Show that the metric space $(\Bbb N, d)$ with $d(m,n)=1+\frac{1}{m+n}$ if $m \ne n$ and $d(m,n)=0$ if $m=n$ is complete.

Question

Let $d$ be metric on $\Bbb N$ defined by $$d(m,n) = \begin{cases} 1+\frac{1}{m+n}, m \ne n; \\ 0, m = n. \end{cases}$$ Show that the metric space $(\Bbb N, d)$ is complete.

Attempt: Let $(x_n)$ be an arbitrary Cauchy sequence in $(\Bbb N, d)$. Then $d(x_m,x_n) \to 0$ as $m,n \to \infty$. Now, if $x_m \ne x_n$, then $d(x_m,x_n) = 1+\frac{1}{x_m+x_n}>1 \not\to 0$. Hence, we must have $x_m=x_n$ and so, $d(x_m,x_n)=0<\epsilon$ for any $\epsilon>0$, for all $m,n \ge N$, and for some positive integer $N$. Thus, $(x_n)$ is convergent in $(\Bbb N, d)$. Therefore, $(\Bbb N, d)$ is a complete metric space.

Does this works?

Answer 1

While it has, in some essence, the key realizations, I don't think this constitutes a complete proof.

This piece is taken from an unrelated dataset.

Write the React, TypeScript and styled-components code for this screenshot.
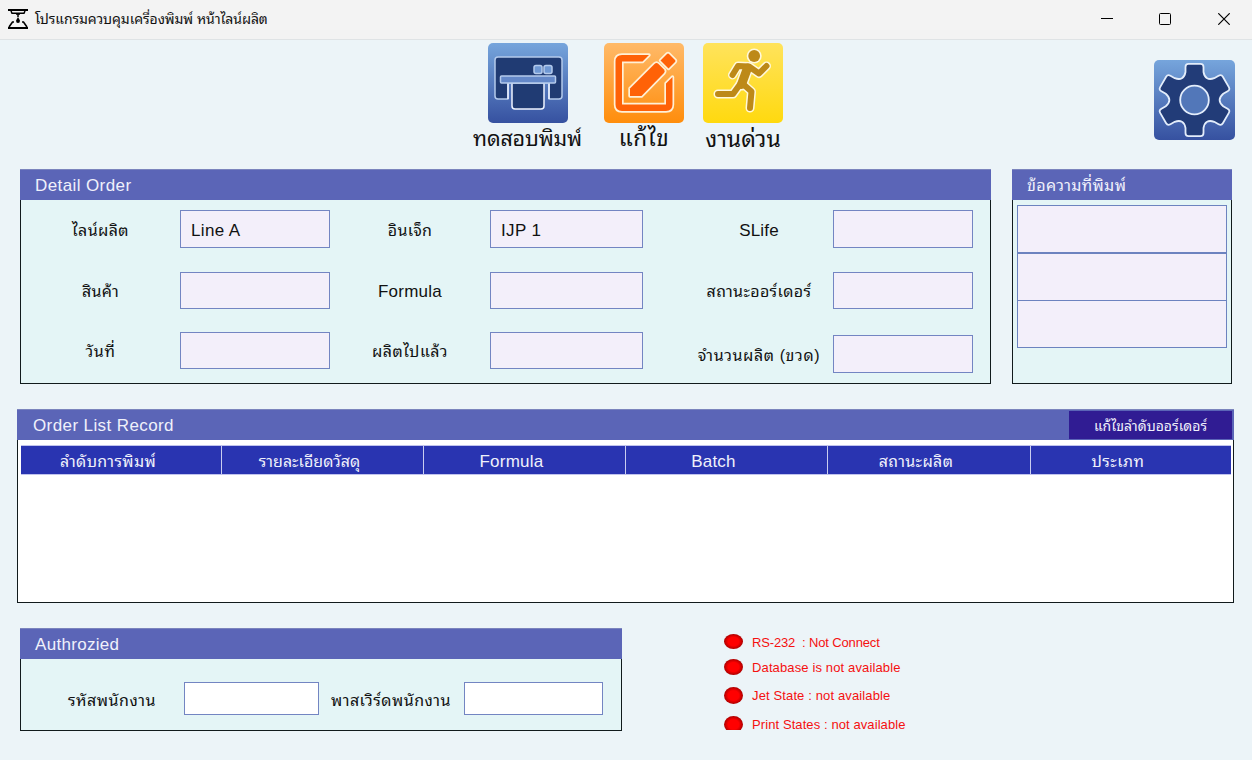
import React from "react";
import styled, { createGlobalStyle } from "styled-components";

const Global = createGlobalStyle`
  * { box-sizing: border-box; }
  body { margin: 0; background: #ecf4f8; font-family: "Liberation Sans", "Noto Sans Thai Looped", "Loma", "Noto Sans Thai", sans-serif; }
`;

const Window = styled.div`
  width: 1252px;
  height: 760px;
  background: #ecf4f8;
  overflow: hidden;
  display: flex;
  flex-direction: column;
`;

const TitleBar = styled.header`
  height: 40px;
  flex: none;
  background: #f3f3f3;
  border-bottom: 1px solid #dfe3e5;
  display: flex;
  align-items: center;
  justify-content: space-between;
  padding: 0 22px 2px 8px;
`;

const TitleGroup = styled.div`
  display: flex;
  align-items: center;
  gap: 7px;
`;

const Controls = styled.div`
  display: flex;
  align-items: center;
  gap: 46px;
  svg:last-child { margin-left: 1px; }
`;

const Text = styled.span<{ $size?: number; $track?: number; $color?: string }>`
  display: inline-block;
  white-space: pre;
  line-height: 20px;
  font-size: ${(p) => p.$size ?? 16}px;
  letter-spacing: ${(p) => p.$track ?? 0}px;
  color: ${(p) => p.$color ?? "#111"};
`;

const Toolbar = styled.nav`
  height: 129px;
  flex: none;
  display: flex;
  align-items: flex-start;
  padding: 3px 17px 0 473px;
`;

const Tool = styled.button<{ $width: number; $gap?: number }>`
  width: ${(p) => p.$width}px;
  margin-left: ${(p) => p.$gap ?? 0}px;
  padding: 0;
  border: 0;
  background: none;
  font-family: inherit;
  display: flex;
  flex-direction: column;
  align-items: center;
  gap: 6px;
  svg { display: block; flex: none; }
`;

const SettingsButton = styled.button`
  margin: 17px 0 0 auto;
  padding: 0;
  border: 0;
  background: none;
  svg { display: block; }
`;

const PanelRow = styled.div<{ $top?: number }>`
  display: flex;
  margin: ${(p) => p.$top ?? 0}px 20px 0;
`;

const Panel = styled.section<{ $width: number; $height: number; $left?: number; $bg?: string }>`
  width: ${(p) => p.$width}px;
  height: ${(p) => p.$height}px;
  margin-left: ${(p) => p.$left ?? 0}px;
  flex: none;
  display: flex;
  flex-direction: column;
  background: ${(p) => p.$bg ?? "#e4f5f6"};
`;

const PanelHeader = styled.h2<{ $indent?: number }>`
  margin: 0;
  height: 31px;
  flex: none;
  padding: 1px 2px 0 ${(p) => p.$indent ?? 15}px;
  background: #5b65b7;
  border-top: 1px solid #7b84bd;
  font-weight: 400;
  display: flex;
  align-items: center;
  justify-content: space-between;
`;

const PanelBody = styled.div<{ $pad?: string }>`
  flex: 1;
  min-height: 0;
  border: 1px solid #111a1c;
  border-top: 0;
  display: flex;
  padding: ${(p) => p.$pad ?? "0"};
`;

const FieldColumn = styled.div<{ $width: number; $left?: number }>`
  width: ${(p) => p.$width}px;
  margin-left: ${(p) => p.$left ?? 0}px;
  padding-top: 10px;
  display: flex;
  flex-direction: column;
`;

const Field = styled.label<{ $gap?: number }>`
  display: flex;
  align-items: center;
  margin-top: ${(p) => p.$gap ?? 0}px;
`;

const FieldLabel = styled.span`
  flex: 1;
  display: flex;
  justify-content: center;
  padding-top: 3px;
`;

const Box = styled.span<{ $width: number; $height?: number; $fill?: string }>`
  width: ${(p) => p.$width}px;
  height: ${(p) => p.$height ?? 38}px;
  flex: none;
  border: 1px solid #7385c2;
  background: ${(p) => p.$fill ?? "#f3effa"};
  display: flex;
  align-items: center;
  padding: 3px 0 0 10px;
`;

const MessageList = styled.div`
  flex: 1;
  display: flex;
  flex-direction: column;
`;

const MessageRow = styled.div`
  height: 48px;
  border: 1px solid #6c83bf;
  background: #f3effa;
  & + & { margin-top: -0.5px; }
`;

const EditOrderButton = styled.button`
  width: 163px;
  height: 28px;
  margin-bottom: 2px;
  border: 0;
  padding: 2px 0 0;
  background: #301c93;
  font-family: inherit;
`;

const TableHead = styled.div`
  width: 1210px;
  height: 30px;
  display: grid;
  grid-template-columns: 200px 202px 202px 202px 203px 201px;
  background: #2934b1;
  border-top: 1px solid #c0c3ed;
  border-bottom: 1px solid #c0c3ed;
`;

const HeadCell = styled.div`
  display: flex;
  align-items: center;
  justify-content: center;
  padding: 3px 26px 0 0;
  & + & { border-left: 1px solid #c9cdf0; }
`;

const CredentialRow = styled.div`
  display: flex;
  height: 33px;
  align-items: center;
`;

const CredentialLabel = styled.span<{ $width: number; $pad: number }>`
  width: ${(p) => p.$width}px;
  padding: 4px 0 0 ${(p) => p.$pad}px;
  display: flex;
`;

const StatusList = styled.ul`
  list-style: none;
  margin: 0 0 0 102px;
  padding: 6px 0 0;
  display: flex;
  flex-direction: column;
`;

const StatusItem = styled.li<{ $height: number }>`
  height: ${(p) => p.$height}px;
  flex: none;
  display: flex;
  align-items: flex-start;
  gap: 9px;
  ${Text} { line-height: 17px; }
`;

const Lamp = styled.i<{ $size: number; $cut?: number }>`
  width: 19px;
  height: ${(p) => p.$size}px;
  flex: none;
  border-radius: 50%;
  background: radial-gradient(ellipse at center, #ff0000 40%, #a80000 72%);
  clip-path: inset(0 0 ${(p) => p.$cut ?? 0}px 0);
`;

const PrinterMark = () => (
  <svg width="20" height="20" viewBox="0 0 20 20" fill="none" stroke="#000" strokeWidth="2">
    <path d="M0 1H20" />
    <path d="M3 2L4 4.2H16L17 2" strokeWidth="1.5" />
    <path d="M8 5H12M10 5V8" strokeWidth="1.5" />
    <path d="M10 8L12 11.5Q12 14 10 14T8 11.5Z" fill="#000" stroke="none" />
    <path d="M6 13H4.5L1 18M19 18L15.5 13H14" strokeWidth="1.6" />
    <path d="M0 19H20" />
  </svg>
);

const TestPrintIcon = () => (
  <svg width="80" height="80" viewBox="0 0 80 80">
    <defs>
      <linearGradient id="blue" x2="0" y2="1">
        <stop stopColor="#76a5dc" />
        <stop offset="1" stopColor="#3651a0" />
      </linearGradient>
    </defs>
    <rect width="80" height="80" rx="5" fill="url(#blue)" />
    <g stroke="#b4caec" strokeWidth="1.5" strokeLinejoin="round">
      <path d="M10 14H71Q74 14 74 17V53Q74 56 71 56H61V40H20V56H10Q7 56 7 53V17Q7 14 10 14Z" fill="#203b73" />
      <path d="M24 40H56V63Q56 66 53 66H27Q24 66 24 63Z" fill="#203b73" stroke="#eef4ff" />
      <path d="M20 56V40M61 56V40" stroke="#eef4ff" />
      <rect x="12.5" y="33" width="55" height="7" rx="1" fill="#6488c9" />
      <rect x="46" y="22.500" width="8" height="8" rx="2" fill="#6f98d4" />
      <rect x="56" y="22.500" width="8" height="8" rx="2" fill="#6f98d4" />
    </g>
  </svg>
);

const EditIcon = () => (
  <svg width="80" height="80" viewBox="0 0 80 80">
    <defs>
      <linearGradient id="orange" x2="0" y2="1">
        <stop stopColor="#ffba69" />
        <stop offset="1" stopColor="#ff8d0c" />
      </linearGradient>
    </defs>
    <rect width="80" height="80" rx="5" fill="url(#orange)" />
    <g fill="#ff6207" stroke="#fff0d6" strokeWidth="3.4" strokeLinejoin="round" paintOrder="stroke">
      <path d="M45 12H18Q11.500 12 11.500 18.500V61.500Q11.500 68 18 68H62Q68.500 68 68.500 61.500V34L62 40.500V61.500H18V18.500H38.500Z" />
      <path d="M26 45.500L50.500 21Q52.500 19 54.500 21L60 26.500Q61.500 28 60 30L37.500 53H26Z" />
      <path d="M56.500 17.500L63 11Q64 10 65 11L71 17Q72 18 71 19L64.500 25.500Z" />
    </g>
  </svg>
);

const runner = (
  <>
    <path d="M29.500 32L35 23L46 23.500L56 30.500L63.500 23" />
    <path d="M36.500 42L30 51H15" />
    <path d="M40 41L48.500 48.500L47 65" />
  </>
);

const RushIcon = () => (
  <svg width="80" height="80" viewBox="0 0 80 80">
    <defs>
      <linearGradient id="yellow" x2="0" y2="1">
        <stop stopColor="#ffe35c" />
        <stop offset="1" stopColor="#ffd90f" />
      </linearGradient>
    </defs>
    <rect width="80" height="80" rx="5" fill="url(#yellow)" />
    <g fill="none" stroke="#fff8dc" strokeWidth="9" strokeLinecap="round" strokeLinejoin="round">
      {runner}
      <path d="M44.500 25L38.500 41.500" strokeWidth="12" />
    </g>
    <circle cx="51.200" cy="13" r="7.500" fill="#fff8dc" />
    <g fill="none" stroke="#bd8918" strokeWidth="6" strokeLinecap="round" strokeLinejoin="round">
      {runner}
      <path d="M44.500 25L38.500 41.500" strokeWidth="9" />
    </g>
    <circle cx="51.200" cy="13" r="5.900" fill="#bd8918" />
  </svg>
);

function gearPath(cx: number, cy: number) {
  const parts: string[] = [];
  for (let i = 0; i < 6; i++) {
    const a = (Math.PI / 3) * i - Math.PI / 2;
    const at = (r: number, t: number) =>
      `${(cx + r * Math.cos(a) - t * Math.sin(a)).toFixed(2)} ${(cy + r * Math.sin(a) + t * Math.cos(a)).toFixed(2)}`;
    const valley = a + Math.PI / 6;
    parts.push(
      `${i === 0 ? "M" : ""}${at(28, -9)}`,
      `L${at(33, -9)}Q${at(36.2, -9)} ${at(36.2, -6)}L${at(36.2, 6)}Q${at(36.2, 9)} ${at(33, 9)}L${at(28, 9)}`,
      `Q${(cx + 21.5 * Math.cos(valley)).toFixed(2)} ${(cy + 21.5 * Math.sin(valley)).toFixed(2)} `
    );
  }
  return parts.join("") + `${cx - 9} ${cy - 28}Z`;
}

const GearIcon = () => (
  <svg width="81" height="80" viewBox="0 0 81 80">
    <rect width="81" height="80" rx="5" fill="url(#blue)" />
    <path d={gearPath(40.5, 40)} fill="#223c78" stroke="#e3edfb" strokeWidth="1.8" />
    <circle cx="40.500" cy="40" r="14.300" fill="#5277b9" stroke="#e3edfb" strokeWidth="1.800" />
  </svg>
);

type Entry = { label: string; value?: string; gap?: number; height?: number; track?: number; size?: number };

const Fields = ({ items, width, left, box }: { items: Entry[]; width: number; left?: number; box: number }) => (
  <FieldColumn $width={width} $left={left}>
    {items.map((f) => (
      <Field key={f.label} $gap={f.gap}>
        <FieldLabel>
          <Text $size={f.size} $track={f.track}>{f.label}</Text>
        </FieldLabel>
        <Box $width={box} $height={f.height}>
          {f.value && <Text $size={17} $track={0.35}>{f.value}</Text>}
        </Box>
      </Field>
    ))}
  </FieldColumn>
);

const heads: Entry[] = [
  { label: "ลำดับการพิมพ์", track: 0.35 },
  { label: "รายละเอียดวัสดุ", track: 0.05 },
  { label: "Formula", size: 17, track: 0.25 },
  { label: "Batch", size: 17, track: 0.2 },
  { label: "สถานะผลิต", track: 0.35 },
  { label: "ประเภท", track: 0.5 },
];

const states = [
  { text: "RS-232  : Not Connect", height: 25, lamp: 15, track: -0.15 },
  { text: "Database is not available", height: 28, lamp: 16, track: 0.13 },
  { text: "Jet State : not available", height: 29, lamp: 17, track: 0.13 },
  { text: "Print States : not available", height: 20, lamp: 17, track: 0.09, cut: 3 },
];

export default function App() {
  return (
    <Window>
      <Global />
      <TitleBar>
        <TitleGroup>
          <PrinterMark />
          <Text $size={14} $track={-0.09}>โปรแกรมควบคุมเครื่องพิมพ์ หน้าไลน์ผลิต</Text>
        </TitleGroup>
        <Controls>
          <svg width="12" height="12" stroke="#000"><path d="M0 5.5H12" /></svg>
          <svg width="12" height="12" stroke="#000" fill="none"><rect x=".5" y=".5" width="11" height="11" rx="1" /></svg>
          <svg width="12" height="12" stroke="#000" strokeWidth="1.2"><path d="M.3.3L11.700 11.700M11.700.3L.3 11.700" /></svg>
        </Controls>
      </TitleBar>

      <Toolbar>
        <Tool $width={109}>
          <TestPrintIcon />
          <Text $size={21.5} $track={-0.2}>ทดสอบพิมพ์</Text>
        </Tool>
        <Tool $width={80} $gap={22}>
          <EditIcon />
          <Text $size={22.5} $track={0.6}>แก้ไข</Text>
        </Tool>
        <Tool $width={80} $gap={19}>
          <RushIcon />
          <Text $size={23}>งานด่วน</Text>
        </Tool>
        <SettingsButton>
          <GearIcon />
        </SettingsButton>
      </Toolbar>

      <PanelRow>
        <Panel $width={971} $height={215}>
          <PanelHeader>
            <Text $size={17} $track={0.4} $color="#f0f1fb">Detail Order</Text>
          </PanelHeader>
          <PanelBody>
            <Fields
              width={309}
              box={150}
              items={[
                { label: "ไลน์ผลิต", value: "Line A", track: 0.4 },
                { label: "สินค้า", gap: 24, height: 37, track: 0.3 },
                { label: "วันที่", gap: 23, height: 37, track: 0.6 },
              ]}
            />
            <Fields
              width={313}
              box={153}
              items={[
                { label: "อินเจ็ก", value: "IJP 1", track: 0.3 },
                { label: "Formula", gap: 24, height: 37, size: 17, track: 0.25 },
                { label: "ผลิตไปแล้ว", gap: 23, height: 37, track: 0.5 },
              ]}
            />
            <Fields
              width={288}
              left={42}
              box={140}
              items={[
                { label: "SLife", size: 17, track: 0.2 },
                { label: "สถานะออร์เดอร์", gap: 24, height: 37, track: 0.35 },
                { label: "จำนวนผลิต (ขวด)", gap: 26, track: 0.6 },
              ]}
            />
          </PanelBody>
        </Panel>
        <Panel $width={220} $height={215} $left={21}>
          <PanelHeader>
            <Text $track={0.35} $color="#f0f1fb">ข้อความที่พิมพ์</Text>
          </PanelHeader>
          <PanelBody $pad="5px 4px 0">
            <MessageList>
              <MessageRow />
              <MessageRow />
              <MessageRow />
            </MessageList>
          </PanelBody>
        </Panel>
      </PanelRow>

      <PanelRow $top={25}>
        <Panel $width={1217} $height={194} $left={-3} $bg="#fff">
          <PanelHeader $indent={16}>
            <Text $size={17} $track={0.4} $color="#f0f1fb">Order List Record</Text>
            <EditOrderButton>
              <Text $size={14} $color="#f0f1fb">แก้ไขลำดับออร์เดอร์</Text>
            </EditOrderButton>
          </PanelHeader>
          <PanelBody $pad="5px 2px 0 3px">
            <TableHead>
              {heads.map((h) => (
                <HeadCell key={h.label}>
                  <Text $size={h.size} $track={h.track} $color="#f0f1fb">{h.label}</Text>
                </HeadCell>
              ))}
            </TableHead>
          </PanelBody>
        </Panel>
      </PanelRow>

      <PanelRow $top={25}>
        <Panel $width={602} $height={103}>
          <PanelHeader>
            <Text $size={17} $track={0.3} $color="#f0f1fb">Authrozied</Text>
          </PanelHeader>
          <PanelBody $pad="23px 0 0">
            <CredentialRow>
              <CredentialLabel $width={163} $pad={47}>
                <Text $track={0.5}>รหัสพนักงาน</Text>
              </CredentialLabel>
              <Box $width={135} $height={33} $fill="#fff" />
              <CredentialLabel $width={145} $pad={12}>
                <Text $track={0.48}>พาสเวิร์ดพนักงาน</Text>
              </CredentialLabel>
              <Box $width={139} $height={33} $fill="#fff" />
            </CredentialRow>
          </PanelBody>
        </Panel>
        <StatusList>
          {states.map((s) => (
            <StatusItem key={s.text} $height={s.height}>
              <Lamp $size={s.lamp} $cut={s.cut} />
              <Text $size={13} $track={s.track} $color="#f51010">{s.text}</Text>
            </StatusItem>
          ))}
        </StatusList>
      </PanelRow>
    </Window>
  );
}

Your goal is to show that, provided $(x_n)$ is Cauchy, that it converges.

What does it mean for $(x_n)$ to converge, though? It means - in this space - that there is some $x \in \mathbb{N}$ such that $d(x_n,x) \to 0$ as $n \to \infty$.

Showing that $d(x_m,x_n) \to 0$ doesn't help anything -- in fact, you're already assuming that at the start, so you've not shown anything. (Especially considering that there exist Cauchy sequences which are not convergent in some spaces.) You need to find a prospective limit of the sequence -- and then prove, indeed, that it is the limit.

You have made the key realization that, if at any point in the sequence, we have $x_m \ne x_n$, then $d(x_m,x_n) > 1$. Consequently, there has to be some integer $N$ beyond which this stops, in the sense that $d(x_m,x_n) = 0$ for $m,n \ge N$ (because the sequence is supposed Cauchy).

The questions remain, then:

• Why can I immediately say that $d(x_m,x_n) = 0$ and not just $d(x_m,x_n) \le 1$? (Pull back to your definition of $d$.)
• What does this imply for the sequence $(x_n)$ and its behavior? (Try playing with a few examples of sequences.)
• Consequently, what does this imply the limit of $(x_n)$ should be? And what is the proof that this limit is, indeed, the limit?